## TASK STATEMENT:
Return, without pictures, the lines from the start of the data through the one that contains "const MAX_LENGTH = 30;".

-- BEGIN DATA SECTION --

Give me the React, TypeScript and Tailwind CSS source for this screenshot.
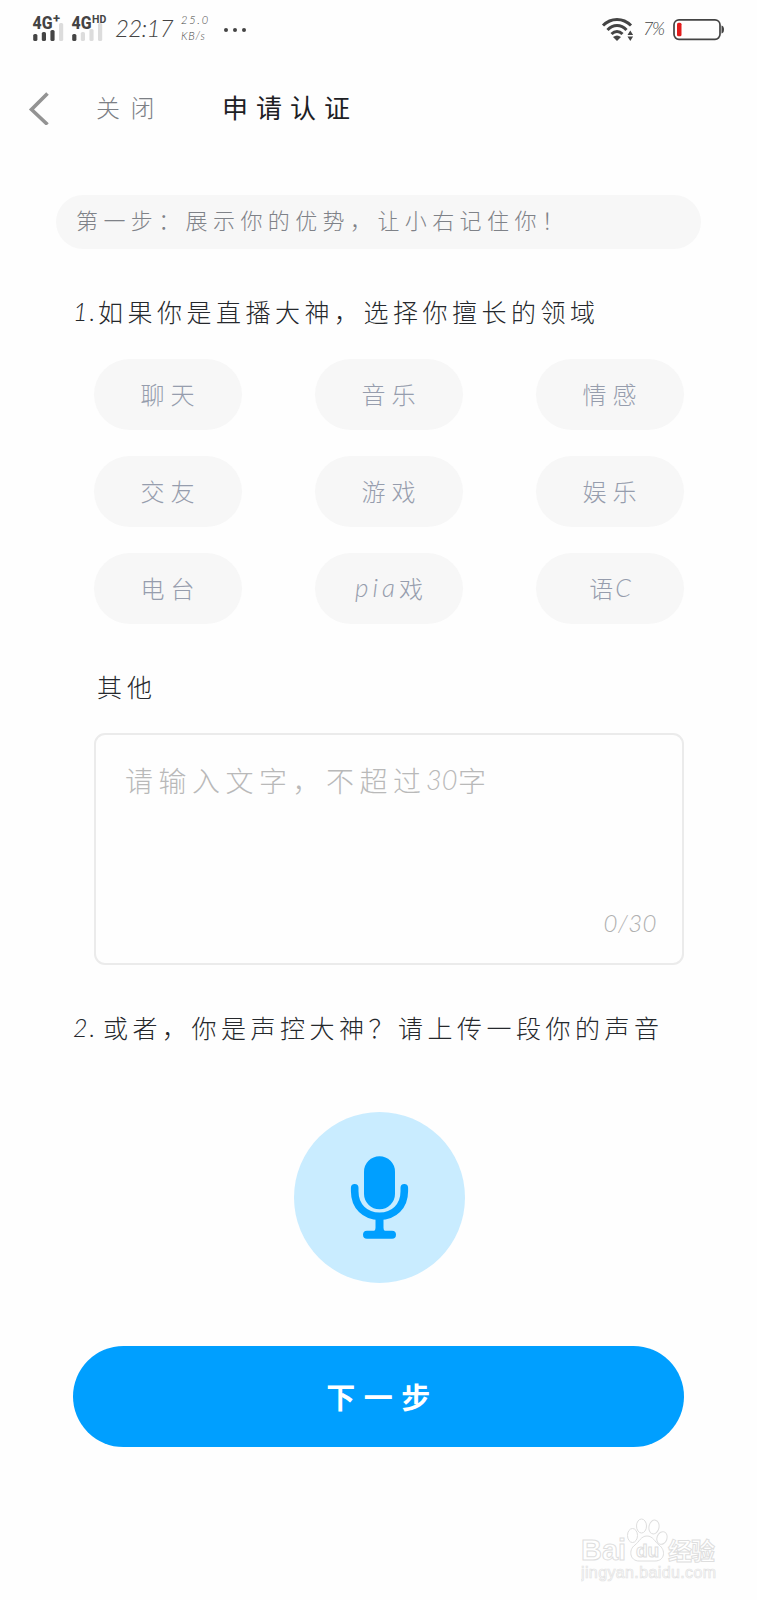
import React, { useState } from "react";

const TAGS = ["聊天", "音乐", "情感", "交友", "游戏", "娱乐", "电台", "pia戏", "语C"];

const MAX_LENGTH = 30;

interface SignalProps {
  label: string;
  suffix: string;
  suffixSize: number;
  bars: number;
  width: number;
}

function Signal({ label, suffix, suffixSize, bars, width }: SignalProps) {
  const activeHeights = [7, 9, 11, 18];
  const idleHeights = [7, 9, 12, 18];
  return (
    <svg width={width} height="34" viewBox={`0 -6 ${width} 34`} className="-mt-1 shrink-0">
      {activeHeights.map((full, i) => {
        const active = i < bars;
        const h = active ? full : idleHeights[i];
        return (
          <rect
            key={i}
            x={1.2 + i * 8.6}
            y={27 - h}
            width="4.2"
            height={h}
            rx="1.6"
            fill={active ? "#444" : "#dcdcdc"}
          />
        );
      })}
      <text x="0.5" y="14.5" fontSize="17.5" fontWeight="800" fill="#444" textLength="20" lengthAdjust="spacingAndGlyphs">
        {label}
      </text>
      <text x="21" y="8.5" fontSize={suffixSize} fontWeight="700" fill="#444">
        {suffix}
      </text>
    </svg>
  );
}

function StatusBar() {
  return (
    <div className="flex h-14 items-start justify-between pl-8 pr-8 pt-3 font-['Roboto','Liberation_Sans',sans-serif] text-[#444]">
      <div className="flex items-start">
        <Signal label="4G" suffix="+" suffixSize={13} bars={3} width={39} />
        <Signal label="4G" suffix="HD" suffixSize={10.5} bars={1} width={44} />
        <span className="w-[66px] pt-0.5 font-['Lato'] text-[24px] font-light italic leading-[28px] tracking-[-0.7px]">
          22:17
        </span>
        <div className="w-[43px] pt-0.5 font-['Lato'] text-[11px] font-light italic">
          <div className="leading-[11px] tracking-[1.8px]">25.0</div>
          <div className="mt-[5px] leading-[11px] tracking-[0.8px]">KB/s</div>
        </div>
        <div className="flex gap-[5px] pt-4">
          <i className="size-1 rounded-full bg-[#444]" />
          <i className="size-1 rounded-full bg-[#444]" />
          <i className="size-1 rounded-full bg-[#444]" />
        </div>
      </div>

      <div className="flex items-start pt-0.5">
        <svg width="34" height="28" viewBox="0 0 34 28" fill="none" stroke="#444" strokeWidth="3">
          <path d="M2 11.5C10 3.5 22 3.5 30 11.5" />
          <path d="M6.5 16C12 10 20 10 25.5 16" />
          <path d="M10.5 20C14 16.5 18 16.5 21.5 20" />
          <path d="M12 23q4-3 8 0l-4 4z" fill="#444" stroke="none" />
          <path d="M26.5 21l2.8-4.5 2.8 4.5zM26.5 22.5l2.8 4.5 2.8-4.5z" fill="#444" stroke="none" />
        </svg>
        <span className="ml-2 w-[30px] font-['Lato'] text-[18px] font-light italic leading-[28px] tracking-[-1.5px]">
          7%
        </span>
        <svg width="52" height="28" viewBox="0 0 52 28">
          <rect x="1" y="5.8" width="46" height="19.5" rx="5" fill="none" stroke="#444" strokeWidth="1.7" />
          <rect x="4" y="8.8" width="4.5" height="13.5" rx="1.5" fill="#e21b1b" />
          <path d="M48.5 11.5q2.5.5 2.5 4t-2.5 4z" fill="#444" />
        </svg>
      </div>
    </div>
  );
}

function MicIcon() {
  return (
    <svg width="60" height="86" viewBox="0.5 0.2 60 86" fill="#009fff">
      <rect x="14.5" y="1.5" width="31" height="53" rx="15.5" />
      <path
        d="M5.2 33V36.5C5.2 51.5 15.5 61.5 30 61.5S54.8 51.5 54.8 36.5V33"
        fill="none"
        stroke="#009fff"
        strokeWidth="7.6"
        strokeLinecap="round"
      />
      <path d="M26 64h8v9q0 4 4 4H22q4 0 4-4z" />
      <rect x="13.5" y="76" width="33" height="8" rx="4" />
    </svg>
  );
}

function Watermark() {
  return (
    <svg width="140" height="70" viewBox="0 0 140 70" className="font-['Liberation_Sans','Noto_Sans_CJK_SC',sans-serif]">
      <g fill="#fff" stroke="#dedede" strokeWidth="1">
        <text x="0" y="46" fontSize="29" fontWeight="700" textLength="45" lengthAdjust="spacingAndGlyphs">
          Bai
        </text>
        <path d="M66 22c-6 0-8 6-12 9-7 5-5 16 4 16h16c10 0 11-11 4-16-4-3-6-9-12-9z" />
        <ellipse cx="51.5" cy="21.5" rx="5" ry="7" />
        <ellipse cx="60.5" cy="12" rx="5" ry="7" />
        <ellipse cx="73" cy="13" rx="5" ry="7" transform="rotate(12 73 13)" />
        <ellipse cx="81" cy="24" rx="5" ry="6.5" transform="rotate(20 81 24)" />
        <text x="55" y="43" fontSize="19" fontWeight="700">du</text>
        <text x="87" y="46" fontSize="24" fontWeight="700" textLength="47">经验</text>
      </g>
      <text x="0" y="64" fontSize="16" fill="#fff" stroke="#e2e2e2" strokeWidth="0.7" textLength="135">
        jingyan.baidu.com
      </text>
    </svg>
  );
}

export default function App() {
  const [selected, setSelected] = useState<string[]>([]);
  const [text, setText] = useState("");

  const toggle = (tag: string) => {
    setSelected((prev) =>
      prev.includes(tag) ? prev.filter((t) => t !== tag) : [...prev, tag]
    );
  };

  return (
    <div className="flex h-[1600px] w-[757px] flex-col overflow-hidden bg-[#fefefe] font-['Noto_Sans_CJK_SC',sans-serif] font-light">
      <StatusBar />

      {/* Nav bar */}
      <header className="flex h-[104px] items-center pl-7">
        <svg width="22" height="34" viewBox="0 0 22 34" fill="none" stroke="#939393" strokeWidth="3.6">
          <path d="M19.5 2.5L3.5 18.5L19.5 33.5" />
        </svg>
        <span className="ml-[46px] w-[126px] pb-0.5 text-[24px] tracking-[10.5px] text-[#7c7f85]">关闭</span>
        <h1 className="pb-1 text-[26px] font-normal tracking-[8px] text-[#1d2024]">申请认证</h1>
      </header>

      {/* Step hint */}
      <div className="ml-14 mt-[35px] flex h-[54px] w-[645px] items-center rounded-full bg-[#f7f7f7] pb-[5px] pl-5 text-[22px] tracking-[5.4px] text-[#7f8288]">
        第一步：展示你的优势，让小右记住你！
      </div>

      <h2 className="ml-[73px] mt-[43px] flex h-10 items-center whitespace-nowrap text-[25px] tracking-[4.5px] text-[#25282c]">
        <span className="w-[25px] font-['Lato'] italic tracking-[2px]">1.</span>
        如果你是直播大神，选择你擅长的领域
      </h2>

      <div className="ml-[94px] mt-[27px] grid w-[590px] grid-cols-[148px_148px_148px] justify-between gap-y-[26px]">
        {TAGS.map((tag) => (
          <button
            key={tag}
            onClick={() => toggle(tag)}
            className={`flex h-[71px] items-center justify-center rounded-full pb-0.5 text-[24px] ${
              selected.includes(tag) ? "bg-[#c9ecff] text-[#009fff]" : "bg-[#f7f7f7] text-[#969dad]"
            }`}
          >
            {tag.startsWith("pia") ? (
              <>
                <span className="font-['Lato'] text-[26px] italic tracking-[4px]">pia</span>戏
              </>
            ) : tag.endsWith("C") ? (
              <>
                语<span className="ml-0.5 font-['Lato'] text-[25px] italic">C</span>
              </>
            ) : (
              <span className="-mr-[5px] tracking-[6px]">{tag}</span>
            )}
          </button>
        ))}
      </div>

      <h3 className="ml-[97px] mt-[43px] flex h-10 items-center text-[25px] tracking-[5px] text-[#25282c]">其他</h3>

      <label className="ml-[94px] mt-[26px] flex h-[232px] w-[590px] flex-col justify-between rounded-[11px] border-2 border-[#ebebeb] pb-[20px] pl-[29px] pr-[25px] pt-[25px]">
        <div className="relative h-10">
          {text === "" && (
            <span className="absolute inset-0 flex items-center text-[28px] tracking-[5.5px] text-[#b9b9b9]">
              <span className="w-[301px] whitespace-nowrap">请输入文字，不超过</span>
              <span className="w-[32px] font-['Lato'] text-[27px] italic tracking-[0px]">30</span>
              <span>字</span>
            </span>
          )}
          <textarea
            value={text}
            maxLength={MAX_LENGTH}
            onChange={(e) => setText(e.target.value)}
            className="h-full w-full resize-none bg-transparent text-[28px] leading-10 text-[#444] outline-none"
          />
        </div>
        <span className="self-end font-['Lato'] text-[24px] italic leading-[40px] tracking-[0.5px] text-[#b0b0b0]">
          {text.length}/{MAX_LENGTH}
        </span>
      </label>

      <h2 className="ml-[73px] mt-[43px] flex h-10 items-center whitespace-nowrap text-[25px] tracking-[4.5px] text-[#25282c]">
        <span className="w-[30px] font-['Lato'] italic tracking-[2px]">2.</span>
        或者，你是声控大神？请上传一段你的声音
      </h2>

      <button className="ml-[294px] mt-16 flex size-[171px] shrink-0 items-center justify-center rounded-full bg-[#c9ecff]">
        <MicIcon />
      </button>

      <button className="ml-[73px] mt-[63px] flex h-[101px] w-[611px] shrink-0 items-center justify-center rounded-full bg-[#009fff] pl-2 text-[29px] font-bold tracking-[8.5px] text-white">
        下一步
      </button>

      <div className="ml-[581px] mt-[67px]">
        <Watermark />
      </div>
    </div>
  );
}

-- END DATA SECTION --

## EXPECTED ANSWER:
Give me the React, TypeScript and Tailwind CSS source for this screenshot.
import React, { useState } from "react";

const TAGS = ["聊天", "音乐", "情感", "交友", "游戏", "娱乐", "电台", "pia戏", "语C"];

const MAX_LENGTH = 30;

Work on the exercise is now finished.